▶ DATA SECTION

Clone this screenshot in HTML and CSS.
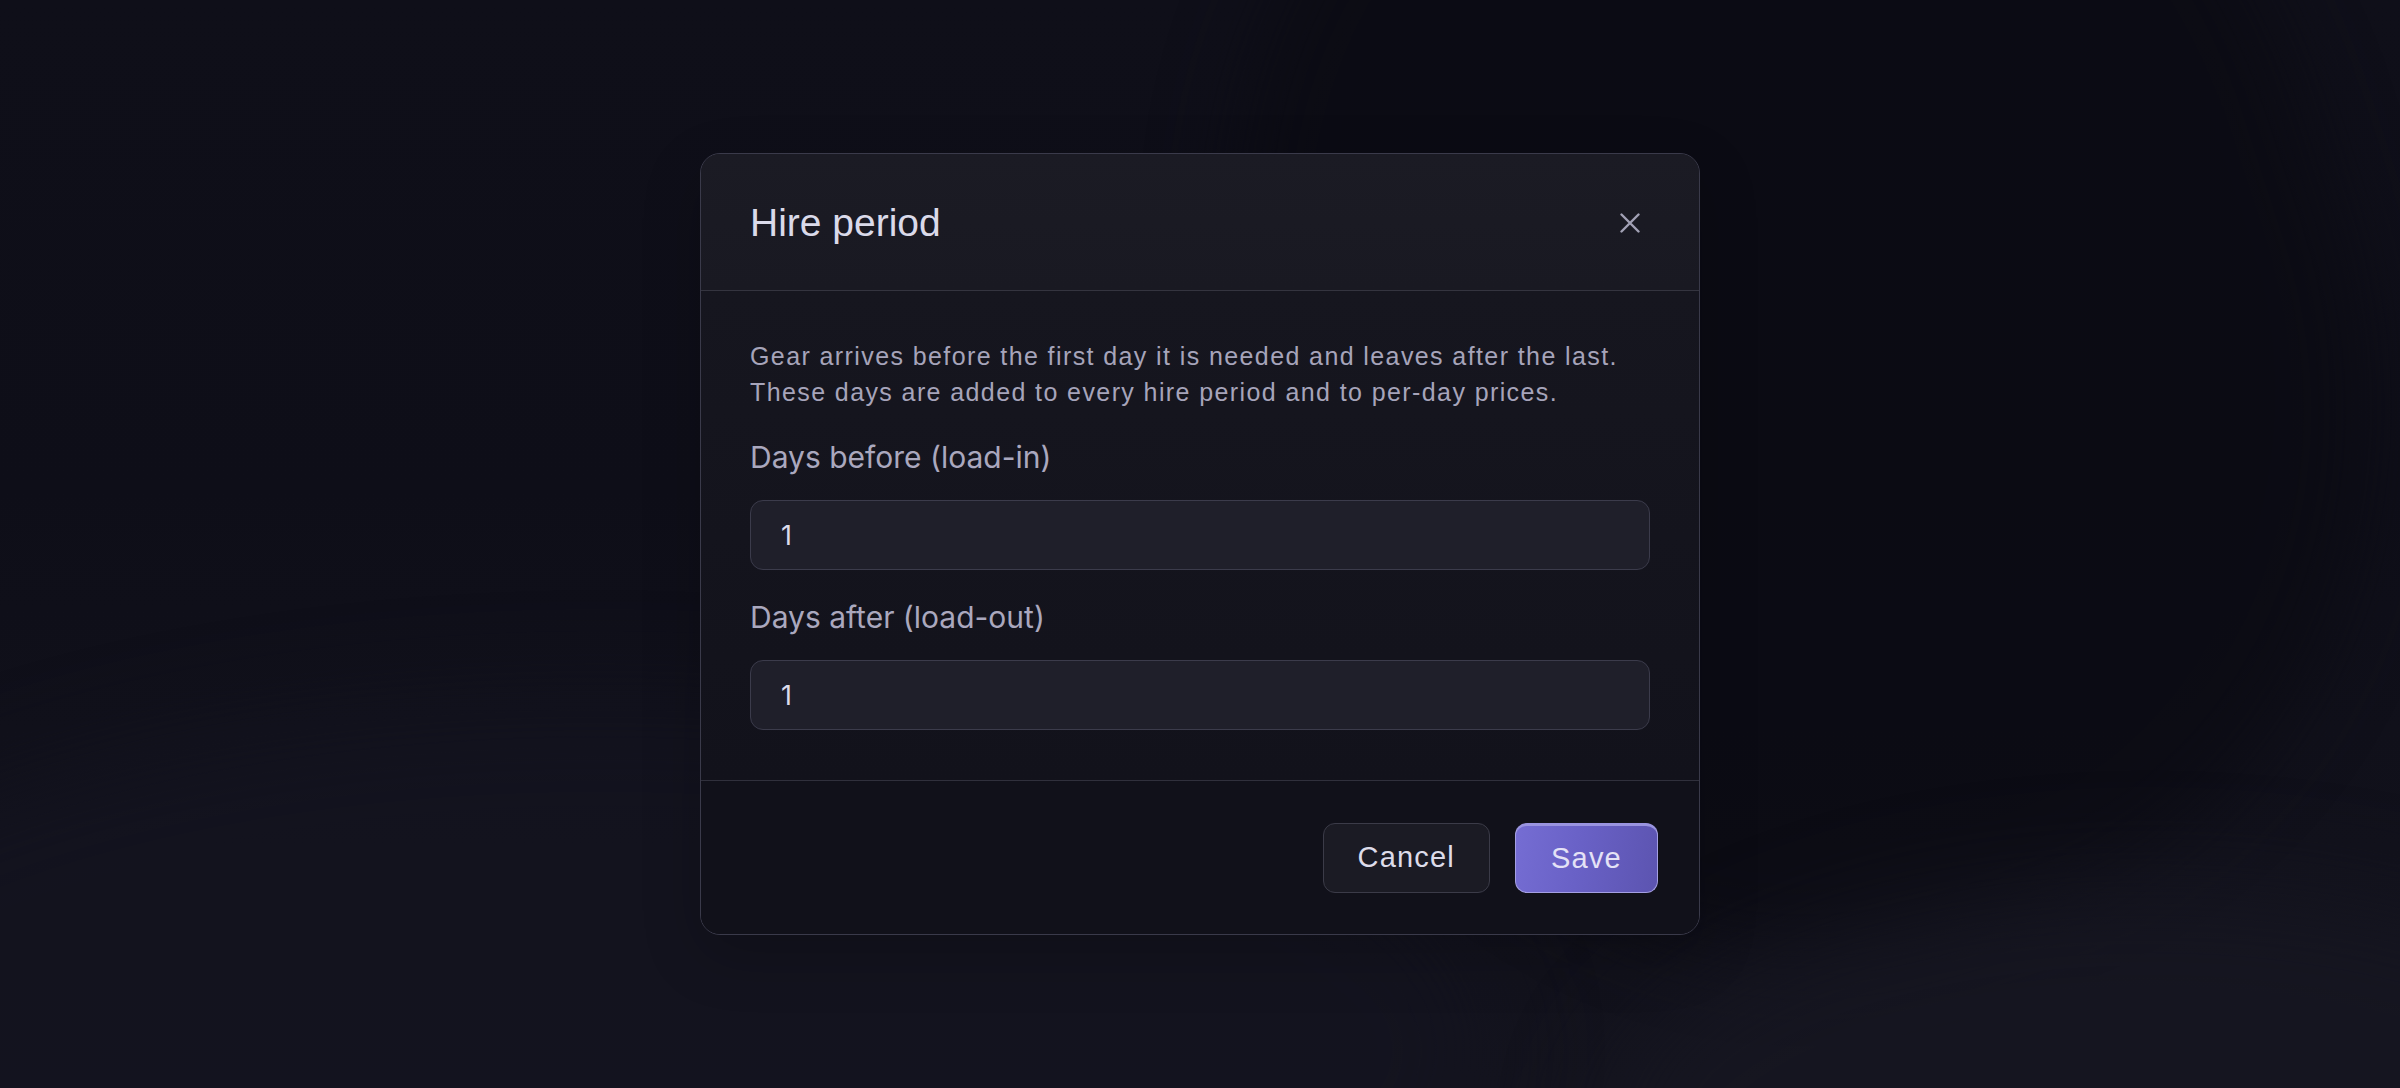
FILE: index.html
```html
<!DOCTYPE html>
<html lang="en">
<head>
<meta charset="utf-8">
<title>Hire period</title>
<link rel="stylesheet" href="styles.css">
</head>
<body>
<div class="backdrop">
  <div class="bg-shape bg-shape-dark"></div>
  <div class="bg-shape bg-shape-light"></div>
  <div class="bg-shape bg-shape-light2"></div>
  <div class="modal" role="dialog" aria-labelledby="mtitle">
    <div class="modal-header">
      <h2 class="modal-title" id="mtitle">Hire period</h2>
      <button class="close-btn" aria-label="Close">
        <svg width="20" height="20" viewBox="0 0 20 20" fill="none" stroke="currentColor" stroke-width="2.4" stroke-linecap="round"><path d="M1.5 1.5L18.5 18.5M18.5 1.5L1.5 18.5"/></svg>
      </button>
    </div>
    <div class="modal-body">
      <p class="desc">Gear arrives before the first day it is needed and leaves after the last.<br>These days are added to every hire period and to per-day prices.</p>
      <div class="field">
        <label class="field-label" for="before">Days before (load-in)</label>
        <input class="field-input" id="before" type="text" value="1">
      </div>
      <div class="field">
        <label class="field-label" for="after">Days after (load-out)</label>
        <input class="field-input" id="after" type="text" value="1">
      </div>
    </div>
    <div class="modal-footer">
      <button class="btn btn-secondary">Cancel</button>
      <button class="btn btn-primary">Save</button>
    </div>
  </div>
</div>
</body>
</html>
```
FILE: styles.css
```css
* { box-sizing: border-box; }
html, body { margin: 0; padding: 0; }
body {
  width: 2400px;
  height: 1088px;
  overflow: hidden;
  font-family: "Liberation Sans", Arial, sans-serif;
  background: linear-gradient(180deg, #0f0f19 0%, #0e0e18 45%, #13131d 100%);
}
.backdrop {
  position: relative;
  width: 2400px;
  height: 1088px;
  display: flex;
  align-items: center;
  justify-content: center;
  overflow: hidden;
}
.bg-shape {
  position: absolute;
  pointer-events: none;
}
.bg-shape-dark {
  left: 1250px;
  top: -300px;
  width: 1100px;
  height: 1250px;
  border-radius: 45%;
  background: #0b0b13;
  transform: rotate(-18deg);
  filter: blur(40px);
  opacity: 0.8;
}
.bg-shape-light {
  left: -300px;
  top: 700px;
  width: 1800px;
  height: 700px;
  border-radius: 50%;
  background: #141420;
  filter: blur(50px);
  opacity: 0.7;
}
.bg-shape-light2 {
  left: 1600px;
  top: 880px;
  width: 1100px;
  height: 500px;
  border-radius: 50%;
  background: #171722;
  filter: blur(50px);
  opacity: 0.7;
}
.modal {
  position: relative;
  z-index: 1;
  width: 1000px;
  border: 1px solid #3a3a4a;
  border-radius: 20px;
  background: linear-gradient(180deg, #191922 0%, #15151f 40%, #11111a 100%);
  box-shadow: 0 20px 60px rgba(0,0,0,0.2);
  overflow: hidden;
}
.modal-header {
  height: 137px;
  border-bottom: 1px solid #34343f;
  display: flex;
  align-items: center;
  justify-content: space-between;
  padding: 2px 59px 0 49px;
  background: linear-gradient(180deg, #1b1b24, #191922);
}
.modal-title {
  margin: 0;
  font-weight: 400;
  font-size: 39px;
  color: #dadaea;
}
.close-btn {
  background: none;
  border: 0;
  padding: 0;
  width: 20px;
  height: 20px;
  color: #a2a1b5;
  display: flex;
  cursor: pointer;
}
.modal-body {
  padding: 47px 49px 50px;
  border-bottom: 1px solid #30303c;
  display: flex;
  flex-direction: column;
  gap: 30px;
  background: linear-gradient(180deg, #16161f, #12121b);
}
.desc {
  margin: 0;
  font-size: 25px;
  line-height: 36px;
  letter-spacing: 1.4px;
  color: #a6a4ba;
}
.field {
  display: flex;
  flex-direction: column;
  gap: 26px;
}
.field-label {
  font-family: Inter, "Noto Sans", sans-serif;
  font-size: 30px;
  line-height: 34px;
  color: #aaa8be;
}
.field-input {
  height: 70px;
  width: 100%;
  border: 1px solid #3b3b4b;
  border-radius: 13px;
  background: #1f1f2a;
  padding: 0 30px;
  font-family: Inter, "Noto Sans", sans-serif;
  font-size: 27px;
  color: #dcdcea;
  outline: none;
}
.modal-footer {
  height: 153px;
  display: flex;
  align-items: center;
  justify-content: flex-end;
  gap: 25px;
  padding: 0 41px 0 49px;
  background: #11111a;
}
.btn {
  height: 70px;
  border-radius: 12px;
  font-family: "Liberation Sans", Arial, sans-serif;
  font-size: 29px;
  letter-spacing: 1.2px;
  padding: 0 34px;
  cursor: pointer;
}
.btn-secondary {
  background: #1b1b24;
  border: 1px solid #3b3b48;
  color: #dddcea;
}
.btn-primary {
  width: 143px;
  background: linear-gradient(100deg, #756dd3 0%, #6961c6 45%, #5c54b0 100%);
  border: 1px solid #a49fe2;
  border-top: 3px solid #9a94e0;
  color: #e4e2f6;
}
```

▶ THE REQUEST
Your copy of the data should match it exactly, except that pictures are left out.

▶ ANSWER FOR THIS EXERCISE
Clone this screenshot in HTML and CSS.
FILE: index.html
```html
<!DOCTYPE html>
<html lang="en">
<head>
<meta charset="utf-8">
<title>Hire period</title>
<link rel="stylesheet" href="styles.css">
</head>
<body>
<div class="backdrop">
  <div class="bg-shape bg-shape-dark"></div>
  <div class="bg-shape bg-shape-light"></div>
  <div class="bg-shape bg-shape-light2"></div>
  <div class="modal" role="dialog" aria-labelledby="mtitle">
    <div class="modal-header">
      <h2 class="modal-title" id="mtitle">Hire period</h2>
      <button class="close-btn" aria-label="Close">
        <svg width="20" height="20" viewBox="0 0 20 20" fill="none" stroke="currentColor" stroke-width="2.4" stroke-linecap="round"><path d="M1.5 1.5L18.5 18.5M18.5 1.5L1.5 18.5"/></svg>
      </button>
    </div>
    <div class="modal-body">
      <p class="desc">Gear arrives before the first day it is needed and leaves after the last.<br>These days are added to every hire period and to per-day prices.</p>
      <div class="field">
        <label class="field-label" for="before">Days before (load-in)</label>
        <input class="field-input" id="before" type="text" value="1">
      </div>
      <div class="field">
        <label class="field-label" for="after">Days after (load-out)</label>
        <input class="field-input" id="after" type="text" value="1">
      </div>
    </div>
    <div class="modal-footer">
      <button class="btn btn-secondary">Cancel</button>
      <button class="btn btn-primary">Save</button>
    </div>
  </div>
</div>
</body>
</html>
```
FILE: styles.css
```css
* { box-sizing: border-box; }
html, body { margin: 0; padding: 0; }
body {
  width: 2400px;
  height: 1088px;
  overflow: hidden;
  font-family: "Liberation Sans", Arial, sans-serif;
  background: linear-gradient(180deg, #0f0f19 0%, #0e0e18 45%, #13131d 100%);
}
.backdrop {
  position: relative;
  width: 2400px;
  height: 1088px;
  display: flex;
  align-items: center;
  justify-content: center;
  overflow: hidden;
}
.bg-shape {
  position: absolute;
  pointer-events: none;
}
.bg-shape-dark {
  left: 1250px;
  top: -300px;
  width: 1100px;
  height: 1250px;
  border-radius: 45%;
  background: #0b0b13;
  transform: rotate(-18deg);
  filter: blur(40px);
  opacity: 0.8;
}
.bg-shape-light {
  left: -300px;
  top: 700px;
  width: 1800px;
  height: 700px;
  border-radius: 50%;
  background: #141420;
  filter: blur(50px);
  opacity: 0.7;
}
.bg-shape-light2 {
  left: 1600px;
  top: 880px;
  width: 1100px;
  height: 500px;
  border-radius: 50%;
  background: #171722;
  filter: blur(50px);
  opacity: 0.7;
}
.modal {
  position: relative;
  z-index: 1;
  width: 1000px;
  border: 1px solid #3a3a4a;
  border-radius: 20px;
  background: linear-gradient(180deg, #191922 0%, #15151f 40%, #11111a 100%);
  box-shadow: 0 20px 60px rgba(0,0,0,0.2);
  overflow: hidden;
}
.modal-header {
  height: 137px;
  border-bottom: 1px solid #34343f;
  display: flex;
  align-items: center;
  justify-content: space-between;
  padding: 2px 59px 0 49px;
  background: linear-gradient(180deg, #1b1b24, #191922);
}
.modal-title {
  margin: 0;
  font-weight: 400;
  font-size: 39px;
  color: #dadaea;
}
.close-btn {
  background: none;
  border: 0;
  padding: 0;
  width: 20px;
  height: 20px;
  color: #a2a1b5;
  display: flex;
  cursor: pointer;
}
.modal-body {
  padding: 47px 49px 50px;
  border-bottom: 1px solid #30303c;
  display: flex;
  flex-direction: column;
  gap: 30px;
  background: linear-gradient(180deg, #16161f, #12121b);
}
.desc {
  margin: 0;
  font-size: 25px;
  line-height: 36px;
  letter-spacing: 1.4px;
  color: #a6a4ba;
}
.field {
  display: flex;
  flex-direction: column;
  gap: 26px;
}
.field-label {
  font-family: Inter, "Noto Sans", sans-serif;
  font-size: 30px;
  line-height: 34px;
  color: #aaa8be;
}
.field-input {
  height: 70px;
  width: 100%;
  border: 1px solid #3b3b4b;
  border-radius: 13px;
  background: #1f1f2a;
  padding: 0 30px;
  font-family: Inter, "Noto Sans", sans-serif;
  font-size: 27px;
  color: #dcdcea;
  outline: none;
}
.modal-footer {
  height: 153px;
  display: flex;
  align-items: center;
  justify-content: flex-end;
  gap: 25px;
  padding: 0 41px 0 49px;
  background: #11111a;
}
.btn {
  height: 70px;
  border-radius: 12px;
  font-family: "Liberation Sans", Arial, sans-serif;
  font-size: 29px;
  letter-spacing: 1.2px;
  padding: 0 34px;
  cursor: pointer;
}
.btn-secondary {
  background: #1b1b24;
  border: 1px solid #3b3b48;
  color: #dddcea;
}
.btn-primary {
  width: 143px;
  background: linear-gradient(100deg, #756dd3 0%, #6961c6 45%, #5c54b0 100%);
  border: 1px solid #a49fe2;
  border-top: 3px solid #9a94e0;
  color: #e4e2f6;
}
```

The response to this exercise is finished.